Task statement
Leaving out all images, write out the records that follow exactly.

Source data
● ● ●

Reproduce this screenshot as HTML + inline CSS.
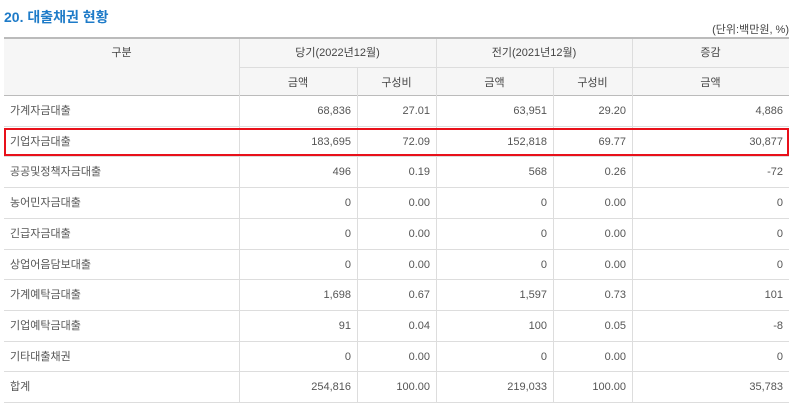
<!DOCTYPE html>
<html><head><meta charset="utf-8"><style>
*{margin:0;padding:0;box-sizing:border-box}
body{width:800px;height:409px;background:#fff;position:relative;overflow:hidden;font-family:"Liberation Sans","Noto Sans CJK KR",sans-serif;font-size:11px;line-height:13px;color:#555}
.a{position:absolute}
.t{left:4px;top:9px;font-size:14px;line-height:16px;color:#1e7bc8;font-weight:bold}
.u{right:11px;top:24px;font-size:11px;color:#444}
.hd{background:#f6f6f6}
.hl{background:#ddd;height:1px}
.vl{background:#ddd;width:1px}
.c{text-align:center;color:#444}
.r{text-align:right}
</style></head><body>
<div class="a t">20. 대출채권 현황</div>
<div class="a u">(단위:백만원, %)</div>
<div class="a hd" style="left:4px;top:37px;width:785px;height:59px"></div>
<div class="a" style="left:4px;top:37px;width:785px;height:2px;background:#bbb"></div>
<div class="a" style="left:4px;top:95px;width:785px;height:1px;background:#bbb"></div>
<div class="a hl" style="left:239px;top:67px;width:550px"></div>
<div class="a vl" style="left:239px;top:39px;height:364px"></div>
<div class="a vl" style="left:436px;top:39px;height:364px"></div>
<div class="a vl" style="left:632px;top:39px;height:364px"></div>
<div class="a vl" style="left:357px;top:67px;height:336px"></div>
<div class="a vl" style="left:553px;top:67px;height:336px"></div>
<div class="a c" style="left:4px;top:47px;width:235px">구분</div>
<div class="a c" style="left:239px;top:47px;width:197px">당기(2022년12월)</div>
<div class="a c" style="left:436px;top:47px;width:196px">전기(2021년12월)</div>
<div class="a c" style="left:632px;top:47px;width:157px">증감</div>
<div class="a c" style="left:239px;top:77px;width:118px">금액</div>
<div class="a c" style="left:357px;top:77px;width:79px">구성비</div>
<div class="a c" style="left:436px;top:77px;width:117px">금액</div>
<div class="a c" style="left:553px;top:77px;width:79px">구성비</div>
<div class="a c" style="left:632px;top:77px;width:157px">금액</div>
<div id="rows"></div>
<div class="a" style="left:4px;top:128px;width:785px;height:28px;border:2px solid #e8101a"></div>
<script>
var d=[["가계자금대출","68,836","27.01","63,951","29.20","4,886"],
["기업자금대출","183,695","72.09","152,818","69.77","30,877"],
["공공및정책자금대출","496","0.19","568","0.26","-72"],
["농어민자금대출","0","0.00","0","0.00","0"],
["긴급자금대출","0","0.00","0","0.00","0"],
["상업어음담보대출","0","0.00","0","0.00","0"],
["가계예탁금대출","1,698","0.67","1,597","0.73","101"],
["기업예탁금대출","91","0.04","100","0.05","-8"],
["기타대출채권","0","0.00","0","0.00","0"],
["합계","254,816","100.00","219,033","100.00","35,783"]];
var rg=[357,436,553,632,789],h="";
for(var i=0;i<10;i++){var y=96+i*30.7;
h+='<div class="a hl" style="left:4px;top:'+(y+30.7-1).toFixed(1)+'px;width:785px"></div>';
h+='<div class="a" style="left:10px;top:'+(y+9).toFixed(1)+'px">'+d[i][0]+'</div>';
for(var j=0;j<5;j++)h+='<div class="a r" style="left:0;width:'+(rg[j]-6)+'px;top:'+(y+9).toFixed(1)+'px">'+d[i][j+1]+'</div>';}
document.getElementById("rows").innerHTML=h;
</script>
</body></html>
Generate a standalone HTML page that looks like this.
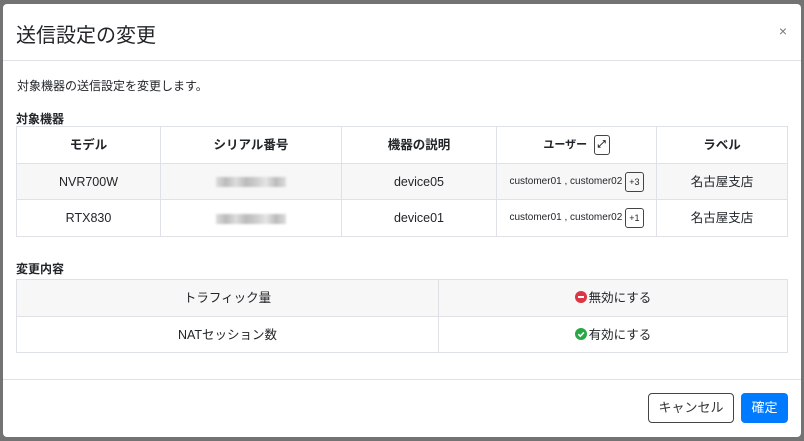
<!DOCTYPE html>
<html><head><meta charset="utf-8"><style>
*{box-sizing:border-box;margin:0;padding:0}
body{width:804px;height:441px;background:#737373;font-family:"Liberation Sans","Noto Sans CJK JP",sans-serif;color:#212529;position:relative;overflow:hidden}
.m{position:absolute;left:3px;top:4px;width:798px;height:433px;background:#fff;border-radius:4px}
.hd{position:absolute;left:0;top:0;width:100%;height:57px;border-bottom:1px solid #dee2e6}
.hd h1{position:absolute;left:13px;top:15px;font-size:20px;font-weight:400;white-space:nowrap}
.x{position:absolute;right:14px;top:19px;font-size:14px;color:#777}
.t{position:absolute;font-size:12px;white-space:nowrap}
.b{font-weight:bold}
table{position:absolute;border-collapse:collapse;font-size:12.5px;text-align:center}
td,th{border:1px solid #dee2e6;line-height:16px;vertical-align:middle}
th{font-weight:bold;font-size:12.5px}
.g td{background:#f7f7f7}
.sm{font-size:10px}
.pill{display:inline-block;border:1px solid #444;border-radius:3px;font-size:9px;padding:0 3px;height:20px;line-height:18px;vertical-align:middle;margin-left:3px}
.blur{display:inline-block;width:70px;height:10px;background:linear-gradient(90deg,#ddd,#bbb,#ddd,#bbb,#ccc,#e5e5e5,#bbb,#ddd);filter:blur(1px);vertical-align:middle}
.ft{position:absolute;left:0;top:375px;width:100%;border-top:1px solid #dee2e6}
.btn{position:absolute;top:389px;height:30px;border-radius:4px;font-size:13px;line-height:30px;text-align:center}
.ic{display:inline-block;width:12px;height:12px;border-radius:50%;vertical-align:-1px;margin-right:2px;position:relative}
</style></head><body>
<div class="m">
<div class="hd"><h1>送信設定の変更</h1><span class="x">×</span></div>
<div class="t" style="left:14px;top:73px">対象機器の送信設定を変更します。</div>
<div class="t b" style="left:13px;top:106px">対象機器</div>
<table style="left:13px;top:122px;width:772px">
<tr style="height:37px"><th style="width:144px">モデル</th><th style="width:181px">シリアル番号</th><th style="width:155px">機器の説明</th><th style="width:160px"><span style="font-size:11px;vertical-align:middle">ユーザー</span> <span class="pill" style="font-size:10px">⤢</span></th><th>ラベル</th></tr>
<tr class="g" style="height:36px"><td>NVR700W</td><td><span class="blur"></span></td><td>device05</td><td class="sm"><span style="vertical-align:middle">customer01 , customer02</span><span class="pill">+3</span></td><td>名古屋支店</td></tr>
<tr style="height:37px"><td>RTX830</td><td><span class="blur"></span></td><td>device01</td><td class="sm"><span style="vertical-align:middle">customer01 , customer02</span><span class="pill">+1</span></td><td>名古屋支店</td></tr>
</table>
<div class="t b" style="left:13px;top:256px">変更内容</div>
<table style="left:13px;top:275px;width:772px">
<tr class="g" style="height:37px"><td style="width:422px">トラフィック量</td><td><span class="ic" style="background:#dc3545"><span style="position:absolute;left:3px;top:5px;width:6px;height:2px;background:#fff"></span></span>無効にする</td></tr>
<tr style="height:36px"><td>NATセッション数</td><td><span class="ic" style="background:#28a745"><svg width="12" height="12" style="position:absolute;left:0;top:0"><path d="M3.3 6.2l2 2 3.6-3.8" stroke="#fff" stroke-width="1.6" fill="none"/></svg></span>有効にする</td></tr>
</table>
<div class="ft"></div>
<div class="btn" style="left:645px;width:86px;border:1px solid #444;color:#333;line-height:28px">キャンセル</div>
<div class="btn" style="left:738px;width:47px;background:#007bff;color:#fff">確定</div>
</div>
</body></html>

● ● ●

Written response
Reproduce this screenshot as HTML + inline CSS.
<!DOCTYPE html>
<html><head><meta charset="utf-8"><style>
*{margin:0;padding:0;box-sizing:border-box}
body{width:800px;height:409px;background:#fff;position:relative;overflow:hidden;font-family:"Liberation Sans","Noto Sans CJK KR",sans-serif;font-size:11px;line-height:13px;color:#555}
.a{position:absolute}
.t{left:4px;top:9px;font-size:14px;line-height:16px;color:#1e7bc8;font-weight:bold}
.u{right:11px;top:24px;font-size:11px;color:#444}
.hd{background:#f6f6f6}
.hl{background:#ddd;height:1px}
.vl{background:#ddd;width:1px}
.c{text-align:center;color:#444}
.r{text-align:right}
</style></head><body>
<div class="a t">20. 대출채권 현황</div>
<div class="a u">(단위:백만원, %)</div>
<div class="a hd" style="left:4px;top:37px;width:785px;height:59px"></div>
<div class="a" style="left:4px;top:37px;width:785px;height:2px;background:#bbb"></div>
<div class="a" style="left:4px;top:95px;width:785px;height:1px;background:#bbb"></div>
<div class="a hl" style="left:239px;top:67px;width:550px"></div>
<div class="a vl" style="left:239px;top:39px;height:364px"></div>
<div class="a vl" style="left:436px;top:39px;height:364px"></div>
<div class="a vl" style="left:632px;top:39px;height:364px"></div>
<div class="a vl" style="left:357px;top:67px;height:336px"></div>
<div class="a vl" style="left:553px;top:67px;height:336px"></div>
<div class="a c" style="left:4px;top:47px;width:235px">구분</div>
<div class="a c" style="left:239px;top:47px;width:197px">당기(2022년12월)</div>
<div class="a c" style="left:436px;top:47px;width:196px">전기(2021년12월)</div>
<div class="a c" style="left:632px;top:47px;width:157px">증감</div>
<div class="a c" style="left:239px;top:77px;width:118px">금액</div>
<div class="a c" style="left:357px;top:77px;width:79px">구성비</div>
<div class="a c" style="left:436px;top:77px;width:117px">금액</div>
<div class="a c" style="left:553px;top:77px;width:79px">구성비</div>
<div class="a c" style="left:632px;top:77px;width:157px">금액</div>
<div id="rows"></div>
<div class="a" style="left:4px;top:128px;width:785px;height:28px;border:2px solid #e8101a"></div>
<script>
var d=[["가계자금대출","68,836","27.01","63,951","29.20","4,886"],
["기업자금대출","183,695","72.09","152,818","69.77","30,877"],
["공공및정책자금대출","496","0.19","568","0.26","-72"],
["농어민자금대출","0","0.00","0","0.00","0"],
["긴급자금대출","0","0.00","0","0.00","0"],
["상업어음담보대출","0","0.00","0","0.00","0"],
["가계예탁금대출","1,698","0.67","1,597","0.73","101"],
["기업예탁금대출","91","0.04","100","0.05","-8"],
["기타대출채권","0","0.00","0","0.00","0"],
["합계","254,816","100.00","219,033","100.00","35,783"]];
var rg=[357,436,553,632,789],h="";
for(var i=0;i<10;i++){var y=96+i*30.7;
h+='<div class="a hl" style="left:4px;top:'+(y+30.7-1).toFixed(1)+'px;width:785px"></div>';
h+='<div class="a" style="left:10px;top:'+(y+9).toFixed(1)+'px">'+d[i][0]+'</div>';
for(var j=0;j<5;j++)h+='<div class="a r" style="left:0;width:'+(rg[j]-6)+'px;top:'+(y+9).toFixed(1)+'px">'+d[i][j+1]+'</div>';}
document.getElementById("rows").innerHTML=h;
</script>
</body></html>
Generate a standalone HTML page that looks like this.
<!DOCTYPE html>
<html><head><meta charset="utf-8"><style>
*{box-sizing:border-box;margin:0;padding:0}
body{width:804px;height:441px;background:#737373;font-family:"Liberation Sans","Noto Sans CJK JP",sans-serif;color:#212529;position:relative;overflow:hidden}
.m{position:absolute;left:3px;top:4px;width:798px;height:433px;background:#fff;border-radius:4px}
.hd{position:absolute;left:0;top:0;width:100%;height:57px;border-bottom:1px solid #dee2e6}
.hd h1{position:absolute;left:13px;top:15px;font-size:20px;font-weight:400;white-space:nowrap}
.x{position:absolute;right:14px;top:19px;font-size:14px;color:#777}
.t{position:absolute;font-size:12px;white-space:nowrap}
.b{font-weight:bold}
table{position:absolute;border-collapse:collapse;font-size:12.5px;text-align:center}
td,th{border:1px solid #dee2e6;line-height:16px;vertical-align:middle}
th{font-weight:bold;font-size:12.5px}
.g td{background:#f7f7f7}
.sm{font-size:10px}
.pill{display:inline-block;border:1px solid #444;border-radius:3px;font-size:9px;padding:0 3px;height:20px;line-height:18px;vertical-align:middle;margin-left:3px}
.blur{display:inline-block;width:70px;height:10px;background:linear-gradient(90deg,#ddd,#bbb,#ddd,#bbb,#ccc,#e5e5e5,#bbb,#ddd);filter:blur(1px);vertical-align:middle}
.ft{position:absolute;left:0;top:375px;width:100%;border-top:1px solid #dee2e6}
.btn{position:absolute;top:389px;height:30px;border-radius:4px;font-size:13px;line-height:30px;text-align:center}
.ic{display:inline-block;width:12px;height:12px;border-radius:50%;vertical-align:-1px;margin-right:2px;position:relative}
</style></head><body>
<div class="m">
<div class="hd"><h1>送信設定の変更</h1><span class="x">×</span></div>
<div class="t" style="left:14px;top:73px">対象機器の送信設定を変更します。</div>
<div class="t b" style="left:13px;top:106px">対象機器</div>
<table style="left:13px;top:122px;width:772px">
<tr style="height:37px"><th style="width:144px">モデル</th><th style="width:181px">シリアル番号</th><th style="width:155px">機器の説明</th><th style="width:160px"><span style="font-size:11px;vertical-align:middle">ユーザー</span> <span class="pill" style="font-size:10px">⤢</span></th><th>ラベル</th></tr>
<tr class="g" style="height:36px"><td>NVR700W</td><td><span class="blur"></span></td><td>device05</td><td class="sm"><span style="vertical-align:middle">customer01 , customer02</span><span class="pill">+3</span></td><td>名古屋支店</td></tr>
<tr style="height:37px"><td>RTX830</td><td><span class="blur"></span></td><td>device01</td><td class="sm"><span style="vertical-align:middle">customer01 , customer02</span><span class="pill">+1</span></td><td>名古屋支店</td></tr>
</table>
<div class="t b" style="left:13px;top:256px">変更内容</div>
<table style="left:13px;top:275px;width:772px">
<tr class="g" style="height:37px"><td style="width:422px">トラフィック量</td><td><span class="ic" style="background:#dc3545"><span style="position:absolute;left:3px;top:5px;width:6px;height:2px;background:#fff"></span></span>無効にする</td></tr>
<tr style="height:36px"><td>NATセッション数</td><td><span class="ic" style="background:#28a745"><svg width="12" height="12" style="position:absolute;left:0;top:0"><path d="M3.3 6.2l2 2 3.6-3.8" stroke="#fff" stroke-width="1.6" fill="none"/></svg></span>有効にする</td></tr>
</table>
<div class="ft"></div>
<div class="btn" style="left:645px;width:86px;border:1px solid #444;color:#333;line-height:28px">キャンセル</div>
<div class="btn" style="left:738px;width:47px;background:#007bff;color:#fff">確定</div>
</div>
</body></html>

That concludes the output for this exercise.